Deux principes gouvernent la solution. D’abord, l’accès aux droits sociaux est déterminé par le droit de la société émettrice et par les critères qu’il retient pour identifier l’actionnaire. En droit français, la qualité d’actionnaire est intimement liée à la propriété des actions (ou, plus largement, au fait d’être juridiquement titulaire des actions selon les modalités de détention reconnues). Le juge privilégie ainsi un critère juridique stable, vérifiable, qui permet d’identifier sans ambiguïté le cercle des personnes admises à exercer les droits attachés au capital.

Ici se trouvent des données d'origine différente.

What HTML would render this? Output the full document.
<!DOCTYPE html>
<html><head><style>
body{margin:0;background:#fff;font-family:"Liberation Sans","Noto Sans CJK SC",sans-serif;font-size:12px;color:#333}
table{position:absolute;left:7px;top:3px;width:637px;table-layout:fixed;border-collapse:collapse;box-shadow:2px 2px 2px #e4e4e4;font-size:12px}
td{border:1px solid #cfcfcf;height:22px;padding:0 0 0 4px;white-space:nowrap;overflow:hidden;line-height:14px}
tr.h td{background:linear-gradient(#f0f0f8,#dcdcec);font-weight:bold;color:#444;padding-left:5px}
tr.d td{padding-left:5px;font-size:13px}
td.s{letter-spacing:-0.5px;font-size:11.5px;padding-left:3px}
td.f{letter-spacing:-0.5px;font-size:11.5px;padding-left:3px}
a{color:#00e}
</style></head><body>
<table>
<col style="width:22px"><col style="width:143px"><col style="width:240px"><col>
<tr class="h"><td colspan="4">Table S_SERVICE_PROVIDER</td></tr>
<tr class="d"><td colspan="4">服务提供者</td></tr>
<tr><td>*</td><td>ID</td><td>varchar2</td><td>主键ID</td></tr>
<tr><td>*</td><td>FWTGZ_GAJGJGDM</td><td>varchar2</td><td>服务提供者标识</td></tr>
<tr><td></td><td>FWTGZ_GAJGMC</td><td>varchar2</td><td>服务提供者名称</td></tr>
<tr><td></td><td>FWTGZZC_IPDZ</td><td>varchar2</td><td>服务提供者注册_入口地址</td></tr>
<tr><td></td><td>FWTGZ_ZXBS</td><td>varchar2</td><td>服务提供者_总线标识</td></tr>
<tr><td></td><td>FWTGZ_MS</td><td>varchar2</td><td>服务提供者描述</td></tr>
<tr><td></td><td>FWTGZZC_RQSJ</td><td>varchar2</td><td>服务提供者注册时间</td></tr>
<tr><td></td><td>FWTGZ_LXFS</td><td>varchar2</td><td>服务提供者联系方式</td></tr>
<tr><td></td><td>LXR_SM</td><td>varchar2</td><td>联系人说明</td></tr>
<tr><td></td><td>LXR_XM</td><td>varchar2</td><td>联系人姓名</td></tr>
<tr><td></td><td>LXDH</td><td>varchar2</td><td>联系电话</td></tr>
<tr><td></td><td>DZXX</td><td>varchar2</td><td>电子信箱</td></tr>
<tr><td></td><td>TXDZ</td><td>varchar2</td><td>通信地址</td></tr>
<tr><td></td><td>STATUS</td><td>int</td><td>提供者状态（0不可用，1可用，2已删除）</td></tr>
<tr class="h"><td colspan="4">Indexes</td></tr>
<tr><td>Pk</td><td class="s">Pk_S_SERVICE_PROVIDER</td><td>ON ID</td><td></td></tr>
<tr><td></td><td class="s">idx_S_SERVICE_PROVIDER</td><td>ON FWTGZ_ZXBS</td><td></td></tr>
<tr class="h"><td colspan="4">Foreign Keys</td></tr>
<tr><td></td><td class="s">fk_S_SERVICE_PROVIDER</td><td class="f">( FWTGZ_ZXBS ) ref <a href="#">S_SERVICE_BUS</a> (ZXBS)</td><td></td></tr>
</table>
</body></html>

Ensuite, l’ADR ne confère pas un droit direct sur la société émettrice. La Cour le décrit comme un instrument qui place le porteur dans une relation essentiellement créancière et contractuelle à l’égard du dépositaire : l’investisseur détient une créance ou un ensemble de droits organisés par le programme d’ADR, mais ces droits s’exercent d’abord contre la banque dépositaire, et non contre la société française.
Dès lors, les prérogatives réservées aux actionnaires, qu’elles soient financières (comme le DPS) ou politiques (comme le droit de vote), ne peuvent être revendiquées contre l’émetteur par le détenteur d’ADR.

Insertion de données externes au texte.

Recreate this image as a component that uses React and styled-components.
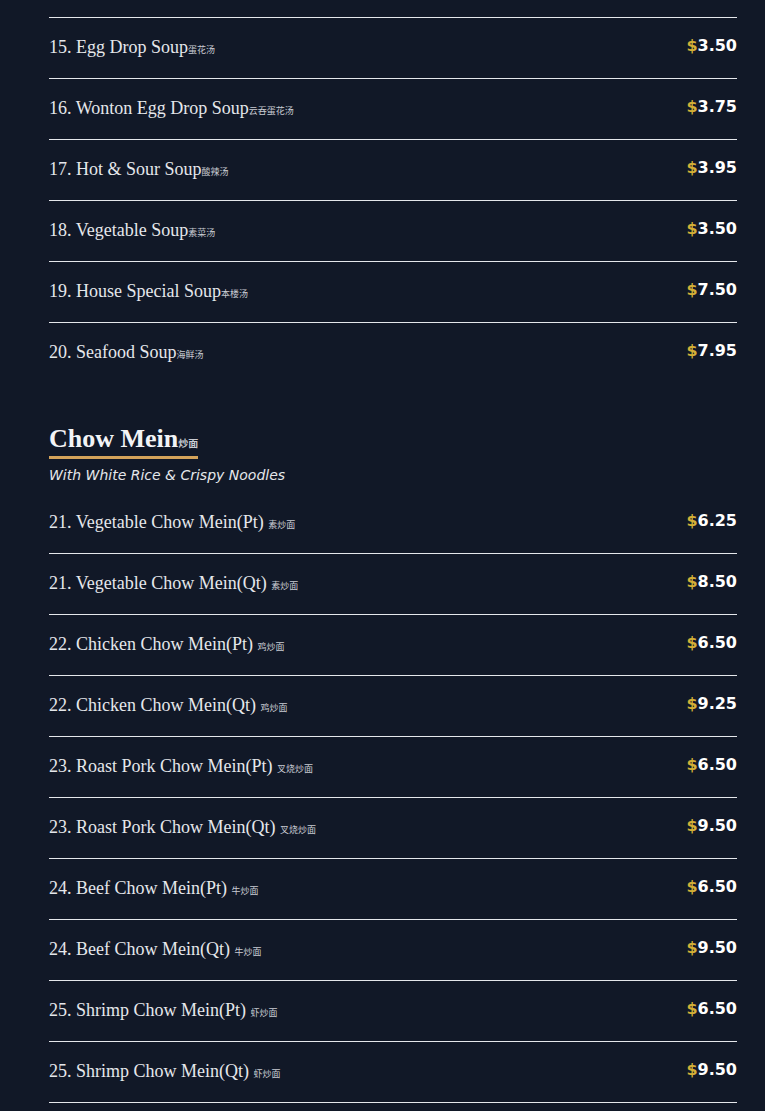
import React from 'react';
import styled, { createGlobalStyle } from 'styled-components';

const GlobalStyle = createGlobalStyle`
  html, body {
    margin: 0;
    padding: 0;
    background: #111827;
  }
  body {
    font-family: "Liberation Serif", "Noto Sans CJK SC", serif;
    color: #e5e7eb;
  }
`;

const Page = styled.div`
  min-height: 100vh;
  background: #111827;
  padding: 17px 28px 0 49px;
`;

const Section = styled.section`
  & + & {
    margin-top: 42px;
  }
`;

const SectionTitle = styled.h2`
  display: inline-block;
  margin: 0;
  font-family: "Liberation Serif", "Noto Sans CJK SC", serif;
  font-size: 26px;
  font-weight: 700;
  line-height: 26px;
  color: #f3f4f6;
  border-bottom: 3px solid #d4a35a;
`;

const SectionNote = styled.p`
  margin: 6px 0 8px;
  font-family: "DejaVu Sans", sans-serif;
  font-style: italic;
  font-size: 14px;
  line-height: 20px;
  color: #e5e7eb;
`;

const List = styled.ul`
  list-style: none;
  margin: 0;
  padding: 0;
  border-top: ${p => (p.$ruled ? '1px solid #e5e7eb' : 'none')};

  & > li:last-child {
    border-bottom-color: ${p => (p.$closed ? 'transparent' : '#e5e7eb')};
  }
`;

const Row = styled.li`
  display: flex;
  justify-content: space-between;
  align-items: center;
  height: 60px;
  border-bottom: 1px solid #e5e7eb;
`;

const Name = styled.span`
  font-family: "Liberation Serif", serif;
  font-size: 18px;
  line-height: 24px;
  color: #e5e7eb;
`;

const Hanzi = styled.span`
  font-family: "Noto Sans CJK SC", sans-serif;
  font-size: ${p => (p.$big ? '10px' : '9px')};
  color: #c9ccd3;
`;

const Price = styled.span`
  align-self: flex-start;
  margin-top: 18px;
  font-family: "DejaVu Sans", sans-serif;
  font-weight: 700;
  font-size: 16px;
  line-height: 19px;
  color: #ffffff;
`;

const Dollar = styled.span`
  color: #d4af37;
`;

const soups = [
  { no: 15, name: 'Egg Drop Soup', zh: '蛋花汤', price: '3.50' },
  { no: 16, name: 'Wonton Egg Drop Soup', zh: '云吞蛋花汤', price: '3.75' },
  { no: 17, name: 'Hot & Sour Soup', zh: '酸辣汤', price: '3.95' },
  { no: 18, name: 'Vegetable Soup', zh: '素菜汤', price: '3.50' },
  { no: 19, name: 'House Special Soup', zh: '本楼汤', price: '7.50' },
  { no: 20, name: 'Seafood Soup', zh: '海鲜汤', price: '7.95' },
];

const chowMein = [
  { no: 21, name: 'Vegetable Chow Mein(Pt)', zh: '素炒面', price: '6.25' },
  { no: 21, name: 'Vegetable Chow Mein(Qt)', zh: '素炒面', price: '8.50' },
  { no: 22, name: 'Chicken Chow Mein(Pt)', zh: '鸡炒面', price: '6.50' },
  { no: 22, name: 'Chicken Chow Mein(Qt)', zh: '鸡炒面', price: '9.25' },
  { no: 23, name: 'Roast Pork Chow Mein(Pt)', zh: '叉烧炒面', price: '6.50' },
  { no: 23, name: 'Roast Pork Chow Mein(Qt)', zh: '叉烧炒面', price: '9.50' },
  { no: 24, name: 'Beef Chow Mein(Pt)', zh: '牛炒面', price: '6.50' },
  { no: 24, name: 'Beef Chow Mein(Qt)', zh: '牛炒面', price: '9.50' },
  { no: 25, name: 'Shrimp Chow Mein(Pt)', zh: '虾炒面', price: '6.50' },
  { no: 25, name: 'Shrimp Chow Mein(Qt)', zh: '虾炒面', price: '9.50' },
];

const MenuRow = ({ item, spaced }) => (
  <Row>
    <Name>
      {item.no}. {item.name}
      {spaced ? ' ' : ''}
      <Hanzi>{item.zh}</Hanzi>
    </Name>
    <Price>
      <Dollar>$</Dollar>
      {item.price}
    </Price>
  </Row>
);

export default function App() {
  return (
    <>
      <GlobalStyle />
      <Page>
        <Section>
          <List $ruled $closed>
            {soups.map(item => (
              <MenuRow key={item.no} item={item} />
            ))}
          </List>
        </Section>

        <Section>
          <SectionTitle>
            Chow Mein<Hanzi $big>炒面</Hanzi>
          </SectionTitle>
          <SectionNote>With White Rice &amp; Crispy Noodles</SectionNote>
          <List>
            {chowMein.map((item, i) => (
              <MenuRow key={i} item={item} spaced />
            ))}
          </List>
        </Section>
      </Page>
    </>
  );
}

La décision sonne comme un rappel : ce n’est ni la finalité pratique de l’ADR, ni la proximité économique avec l’action, qui fait l’actionnaire. Ce qui ouvre les droits sociaux, c’est la qualité juridique de propriétaire des actions, et non la seule réplication économique de cette qualité.
Une frontière réaffirmée entre actionnariat économique et actionnariat juridique
L’arrêt s’inscrit dans une conception classique, mais cohérente, du droit des sociétés : l’actionnariat définit une appartenance juridique au capital, qui commande l’accès à des droits précisément encadrés. En refusant de reconnaître un “actionnariat économique” qui ouvrirait, à lui seul, l’accès aux droits sociaux, la Cour trace une frontière nette entre deux statuts : celui de l’actionnaire au sens juridique et celui de l’investisseur exposé économiquement.
Cette frontière confère une sécurité juridique importante pour les sociétés et pour les opérations sur capital. Dans une augmentation de capital avec maintien du DPS, l’émetteur doit pouvoir déterminer rapidement et sûrement qui peut souscrire en priorité. En rattachant le DPS au critère de propriété des actions, l’arrêt évite une zone grise où des porteurs d’instruments intermédiés pourraient revendiquer, au cas par cas, des droits d’actionnaires en fonction de stipulations contractuelles ou de mécanismes de marché. La prévisibilité du périmètre des titulaires du DPS est renforcée, ce qui favorise la fluidité des opérations et réduit les risques contentieux pour l’émetteur.
La solution révèle toutefois un décalage persistant entre la construction juridique interne et la pratique des marchés internationaux. L’investisseur en ADR est, en réalité, exposé aux mêmes conséquences économiques qu’un actionnaire direct : il subit la variation du cours et supporte l’effet dilutif d’une émission nouvelle. Pourtant, il demeure, en droit des sociétés français, extérieur au processus qui vise précisément à limiter la dilution des actionnaires. Le risque n’est pas seulement théorique : si le programme d’ADR ne prévoit pas un mécanisme équivalent (par exemple une vente des droits et la restitution du produit, ou une procédure de conversion permettant de devenir actionnaire avant l’opération), l’investisseur peut se trouver privé, en pratique, de la protection que le DPS incarne.
C’est ici que l’arrêt invite à une lecture constructive. La Cour n’interdit pas aux porteurs d’ADR de se protéger ; elle indique simplement que cette protection ne passe pas par une action directe contre l’émetteur sur le terrain des droits d’actionnaire.
La réponse tient alors aux règles des programmes d’ADR et à l’information donnée aux investisseurs. Deux précautions apparaissent essentielles : prévoir clairement, dans le contrat, la manière dont le dépositaire traite ces droits, et indiquer de façon transparente ce qui est effectivement transmis, ou non, lors des opérations sur capital. À défaut, l’investisseur reste exposé économiquement sans disposer d’un levier juridique, ce qui peut affecter l’attractivité de ces instruments.
En définitive, l’arrêt du 26 novembre 2025 réaffirme un principe simple : en droit français, les droits sociaux, notamment le droit préférentiel de souscription, sont l’accessoire de la qualité d’actionnaire, elle-même attachée à la propriété juridique des actions. L’ADR, conçu pour offrir une exposition économique comparable à celle de l’action, confère des droits principalement exercés à l’encontre du dépositaire, non de la société émettrice.
La décision est sécurisante pour le droit des sociétés et la conduite des opérations sur capital, car elle maintient un critère d’accès clair et vérifiable. Elle laisse toutefois ouverte une question de fond : à mesure que la détention indirecte et internationale devient courante, l’équilibre entre la sécurité des opérations et la protection des investisseurs dépendra, en pratique, de la façon dont les programmes d’ADR prévoient et expliquent le traitement des droits lors des opérations sur titres.